Sosok leluhur yang merasuki Sarah menyampaikan kepada pihak keluarga, bahwa ia belum puas menari dan masih menghendaki kehadirannya ditambah satu hari lagi sebelum kembali ke alamnya. Keinginan itu tidak dapat ditolak oleh keluarga, termasuk para pemusik.
Bangru’ yang seyogyanya hanya berlangsung selama 3 hari, tertangguhkan karena leluhur yang hadir belum merasa puas. Pada situasi itu, musik hadir sebagai bagian krusial dalam prosesi kebangru’an. Musik menjadi sebuah media untuk memuaskan sosok roh leluhur yang hadir dengan tetap mengiringnya menari sampai letih (mungkin), sehingga hadir perasaan puas usai bermain. Tanpa adanya perasaan puas, ia enggan pulang meninggalkan jasad Sarah.

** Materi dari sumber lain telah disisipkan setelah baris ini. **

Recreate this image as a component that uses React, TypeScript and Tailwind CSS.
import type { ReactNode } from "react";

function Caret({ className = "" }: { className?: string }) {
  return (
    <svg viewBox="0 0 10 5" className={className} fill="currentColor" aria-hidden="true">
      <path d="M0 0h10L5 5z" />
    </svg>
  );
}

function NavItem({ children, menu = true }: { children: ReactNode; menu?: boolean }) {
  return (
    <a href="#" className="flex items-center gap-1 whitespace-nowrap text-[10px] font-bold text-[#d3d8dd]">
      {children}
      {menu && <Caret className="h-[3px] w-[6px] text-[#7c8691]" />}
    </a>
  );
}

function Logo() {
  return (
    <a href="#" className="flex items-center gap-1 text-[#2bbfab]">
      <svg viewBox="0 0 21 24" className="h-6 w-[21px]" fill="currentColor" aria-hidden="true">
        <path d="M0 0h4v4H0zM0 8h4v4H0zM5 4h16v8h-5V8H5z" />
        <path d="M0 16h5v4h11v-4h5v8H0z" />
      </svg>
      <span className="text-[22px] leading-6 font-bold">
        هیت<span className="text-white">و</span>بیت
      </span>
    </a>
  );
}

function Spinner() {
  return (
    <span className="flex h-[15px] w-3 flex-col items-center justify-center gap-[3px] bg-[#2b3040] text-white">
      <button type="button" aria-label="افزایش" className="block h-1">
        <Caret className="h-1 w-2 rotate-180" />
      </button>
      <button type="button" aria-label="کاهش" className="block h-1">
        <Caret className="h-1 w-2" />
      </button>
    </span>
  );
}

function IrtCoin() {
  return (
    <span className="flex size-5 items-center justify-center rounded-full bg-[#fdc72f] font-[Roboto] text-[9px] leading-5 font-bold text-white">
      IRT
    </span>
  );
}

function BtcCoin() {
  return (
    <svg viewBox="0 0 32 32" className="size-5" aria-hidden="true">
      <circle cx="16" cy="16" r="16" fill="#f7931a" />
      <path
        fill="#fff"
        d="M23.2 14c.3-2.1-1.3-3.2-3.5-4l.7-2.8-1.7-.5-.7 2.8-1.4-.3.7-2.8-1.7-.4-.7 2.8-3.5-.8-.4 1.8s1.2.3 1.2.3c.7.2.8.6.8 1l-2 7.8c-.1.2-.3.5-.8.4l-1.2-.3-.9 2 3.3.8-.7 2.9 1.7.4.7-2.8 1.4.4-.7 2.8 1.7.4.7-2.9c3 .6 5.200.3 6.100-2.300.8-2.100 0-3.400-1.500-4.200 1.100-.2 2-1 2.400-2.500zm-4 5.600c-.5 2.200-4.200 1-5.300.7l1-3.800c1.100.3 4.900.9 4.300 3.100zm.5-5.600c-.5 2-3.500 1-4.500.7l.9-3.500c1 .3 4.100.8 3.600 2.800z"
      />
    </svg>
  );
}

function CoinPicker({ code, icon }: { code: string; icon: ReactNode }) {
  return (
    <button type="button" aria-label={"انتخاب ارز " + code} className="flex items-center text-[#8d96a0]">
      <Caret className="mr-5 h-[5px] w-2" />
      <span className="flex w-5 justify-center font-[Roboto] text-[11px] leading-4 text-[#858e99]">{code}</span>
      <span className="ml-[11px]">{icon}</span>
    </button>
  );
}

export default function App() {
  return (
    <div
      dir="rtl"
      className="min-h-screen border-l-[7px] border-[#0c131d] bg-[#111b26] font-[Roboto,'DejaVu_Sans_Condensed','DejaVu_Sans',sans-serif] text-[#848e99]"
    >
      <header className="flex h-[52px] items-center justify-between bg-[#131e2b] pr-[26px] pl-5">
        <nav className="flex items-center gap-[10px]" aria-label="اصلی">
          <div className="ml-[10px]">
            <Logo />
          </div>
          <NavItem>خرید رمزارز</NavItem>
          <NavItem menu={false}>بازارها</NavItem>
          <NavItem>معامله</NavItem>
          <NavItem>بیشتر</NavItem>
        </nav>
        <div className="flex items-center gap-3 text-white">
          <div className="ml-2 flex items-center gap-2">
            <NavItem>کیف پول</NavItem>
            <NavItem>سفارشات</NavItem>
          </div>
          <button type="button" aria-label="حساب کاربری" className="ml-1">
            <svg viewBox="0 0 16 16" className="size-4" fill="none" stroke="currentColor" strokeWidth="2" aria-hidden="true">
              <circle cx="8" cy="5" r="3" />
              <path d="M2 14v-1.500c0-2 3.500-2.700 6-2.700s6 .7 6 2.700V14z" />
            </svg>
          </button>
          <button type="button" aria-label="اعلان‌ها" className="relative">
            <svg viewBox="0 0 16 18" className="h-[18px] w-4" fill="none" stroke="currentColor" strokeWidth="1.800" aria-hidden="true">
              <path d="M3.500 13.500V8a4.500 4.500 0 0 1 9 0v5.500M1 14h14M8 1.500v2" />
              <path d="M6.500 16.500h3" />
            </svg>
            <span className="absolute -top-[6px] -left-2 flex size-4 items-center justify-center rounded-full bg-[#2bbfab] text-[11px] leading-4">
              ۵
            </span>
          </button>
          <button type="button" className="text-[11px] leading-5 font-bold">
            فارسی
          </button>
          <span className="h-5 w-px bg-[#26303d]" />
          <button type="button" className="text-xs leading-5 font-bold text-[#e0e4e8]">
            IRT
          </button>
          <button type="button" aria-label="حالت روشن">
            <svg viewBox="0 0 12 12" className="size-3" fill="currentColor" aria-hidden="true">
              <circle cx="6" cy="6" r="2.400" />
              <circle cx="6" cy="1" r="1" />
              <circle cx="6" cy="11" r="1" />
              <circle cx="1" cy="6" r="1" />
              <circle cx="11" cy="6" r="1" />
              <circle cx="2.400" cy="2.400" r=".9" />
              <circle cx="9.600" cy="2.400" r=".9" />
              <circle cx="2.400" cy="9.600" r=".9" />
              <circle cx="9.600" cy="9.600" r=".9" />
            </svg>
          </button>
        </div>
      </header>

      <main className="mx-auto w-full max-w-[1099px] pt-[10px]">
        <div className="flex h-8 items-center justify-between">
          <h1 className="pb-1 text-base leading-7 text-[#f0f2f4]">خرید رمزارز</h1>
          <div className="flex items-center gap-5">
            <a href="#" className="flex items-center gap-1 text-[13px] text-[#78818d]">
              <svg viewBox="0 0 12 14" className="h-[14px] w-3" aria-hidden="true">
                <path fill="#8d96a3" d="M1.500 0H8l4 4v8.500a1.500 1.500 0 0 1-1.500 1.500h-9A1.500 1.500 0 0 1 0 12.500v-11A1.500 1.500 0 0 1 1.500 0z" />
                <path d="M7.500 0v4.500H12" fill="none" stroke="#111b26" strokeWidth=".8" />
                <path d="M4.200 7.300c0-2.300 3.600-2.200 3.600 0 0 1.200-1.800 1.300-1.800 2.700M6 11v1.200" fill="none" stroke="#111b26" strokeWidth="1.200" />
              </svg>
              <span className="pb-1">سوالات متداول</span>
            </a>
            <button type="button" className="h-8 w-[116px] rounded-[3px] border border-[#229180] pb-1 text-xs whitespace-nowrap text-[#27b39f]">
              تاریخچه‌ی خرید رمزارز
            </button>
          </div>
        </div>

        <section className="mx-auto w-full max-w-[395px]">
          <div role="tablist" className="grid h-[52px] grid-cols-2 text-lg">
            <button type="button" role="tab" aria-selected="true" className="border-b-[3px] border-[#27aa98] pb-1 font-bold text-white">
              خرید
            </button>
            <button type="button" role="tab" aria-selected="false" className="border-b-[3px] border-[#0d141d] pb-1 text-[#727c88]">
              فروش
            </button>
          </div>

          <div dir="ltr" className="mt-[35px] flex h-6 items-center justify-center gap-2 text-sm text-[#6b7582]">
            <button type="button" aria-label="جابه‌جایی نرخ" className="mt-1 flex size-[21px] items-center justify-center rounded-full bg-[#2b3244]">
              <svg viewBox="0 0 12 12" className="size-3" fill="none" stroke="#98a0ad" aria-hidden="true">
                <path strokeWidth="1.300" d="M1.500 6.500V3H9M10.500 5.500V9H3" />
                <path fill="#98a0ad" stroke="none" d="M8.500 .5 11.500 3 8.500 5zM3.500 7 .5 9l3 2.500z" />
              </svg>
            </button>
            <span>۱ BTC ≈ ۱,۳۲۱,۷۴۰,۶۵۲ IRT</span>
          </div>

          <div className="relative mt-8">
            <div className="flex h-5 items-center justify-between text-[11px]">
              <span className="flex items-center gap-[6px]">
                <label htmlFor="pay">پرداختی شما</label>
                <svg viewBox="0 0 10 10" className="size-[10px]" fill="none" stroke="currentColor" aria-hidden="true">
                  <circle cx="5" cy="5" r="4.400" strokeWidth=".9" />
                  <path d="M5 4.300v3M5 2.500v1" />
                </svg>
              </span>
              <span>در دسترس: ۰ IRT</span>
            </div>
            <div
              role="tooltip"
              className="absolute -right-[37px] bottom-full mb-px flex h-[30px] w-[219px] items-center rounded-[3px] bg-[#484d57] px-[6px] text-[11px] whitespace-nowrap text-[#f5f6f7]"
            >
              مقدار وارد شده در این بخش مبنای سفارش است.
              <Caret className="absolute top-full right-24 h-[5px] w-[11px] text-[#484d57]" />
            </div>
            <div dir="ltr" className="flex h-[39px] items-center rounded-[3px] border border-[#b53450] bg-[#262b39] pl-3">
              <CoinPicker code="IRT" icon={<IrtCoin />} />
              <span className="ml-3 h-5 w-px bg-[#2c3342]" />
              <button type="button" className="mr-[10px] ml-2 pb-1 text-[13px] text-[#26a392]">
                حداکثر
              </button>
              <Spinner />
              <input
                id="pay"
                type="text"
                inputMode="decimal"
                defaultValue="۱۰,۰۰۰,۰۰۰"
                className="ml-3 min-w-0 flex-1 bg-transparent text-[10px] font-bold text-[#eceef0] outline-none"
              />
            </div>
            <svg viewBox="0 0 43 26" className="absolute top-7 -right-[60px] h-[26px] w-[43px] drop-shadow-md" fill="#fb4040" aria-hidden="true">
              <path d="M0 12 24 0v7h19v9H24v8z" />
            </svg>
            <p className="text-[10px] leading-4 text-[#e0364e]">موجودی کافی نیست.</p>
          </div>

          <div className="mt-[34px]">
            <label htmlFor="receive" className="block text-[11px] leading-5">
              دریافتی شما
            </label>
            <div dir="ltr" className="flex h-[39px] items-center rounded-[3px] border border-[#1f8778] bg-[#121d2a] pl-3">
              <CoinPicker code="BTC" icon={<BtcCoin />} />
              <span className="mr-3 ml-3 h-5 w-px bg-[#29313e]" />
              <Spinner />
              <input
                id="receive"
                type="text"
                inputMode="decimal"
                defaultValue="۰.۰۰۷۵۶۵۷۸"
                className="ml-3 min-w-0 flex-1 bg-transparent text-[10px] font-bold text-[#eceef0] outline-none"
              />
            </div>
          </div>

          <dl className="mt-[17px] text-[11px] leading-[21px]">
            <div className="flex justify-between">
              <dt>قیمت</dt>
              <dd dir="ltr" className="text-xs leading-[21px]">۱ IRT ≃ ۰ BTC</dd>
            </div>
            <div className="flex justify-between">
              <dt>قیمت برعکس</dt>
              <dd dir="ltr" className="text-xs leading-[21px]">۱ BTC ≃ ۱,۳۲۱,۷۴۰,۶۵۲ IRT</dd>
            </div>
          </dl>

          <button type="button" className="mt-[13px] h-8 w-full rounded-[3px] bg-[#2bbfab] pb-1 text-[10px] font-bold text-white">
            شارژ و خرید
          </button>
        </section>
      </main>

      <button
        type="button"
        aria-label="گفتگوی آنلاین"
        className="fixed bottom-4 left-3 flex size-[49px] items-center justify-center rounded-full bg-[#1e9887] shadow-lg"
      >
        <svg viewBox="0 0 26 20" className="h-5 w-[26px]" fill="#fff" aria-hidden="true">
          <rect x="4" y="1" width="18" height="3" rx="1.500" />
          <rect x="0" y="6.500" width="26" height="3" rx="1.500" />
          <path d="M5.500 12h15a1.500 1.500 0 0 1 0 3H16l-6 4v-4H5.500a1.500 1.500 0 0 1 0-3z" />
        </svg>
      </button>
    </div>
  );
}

Seolah memang begitu asyik Sarah menikmati sajian musik utuh untuk dirinya sendiri. Sepanjang prosesi berlangsung, Sarahlah yang menentukan tarian. Para pemusik mengikuti keinginannya. Instrumen yang dimainkan dalam setiap sajian lagu, Sarahlah yang memilih.
Sarah menari dengan begitu lihai, meski menurut keluarganya ia tak pernah sekalipun belajar menari atau gemar menari dalam keseharian. Ia juga berdendang, menyanyikan lagu-lagu pada sajian musik kebangru’an. Keesokan harinya, Sarah dan pemusik melanjutkan prosesi. Bermain lebih dari 2 jam, ia menari hingga terjatuh tak sadarkan diri.
Kondisi tidak sadar menjadi penanda bahwa Sarah telah kembali, sedangkan roh leluhur pulang ke tempat semestinya ia berada. Bangru’ berakhir sebagaimana harapan seluruh keluarga, dari tiga hari yang ditentukan bertambah sehari untuk memuaskan sosok itu.
Seluruh energi terkuras, perasaan letihpun mendera. Begitulah tradisi bangru’ dijalani oleh masyarakat Lombok Timur sejak dahulu. Sarah adalah satu dari masyarakat yang berkesempatan menjalani bangru’, peristiwa budaya masyarakat Lombok Timur.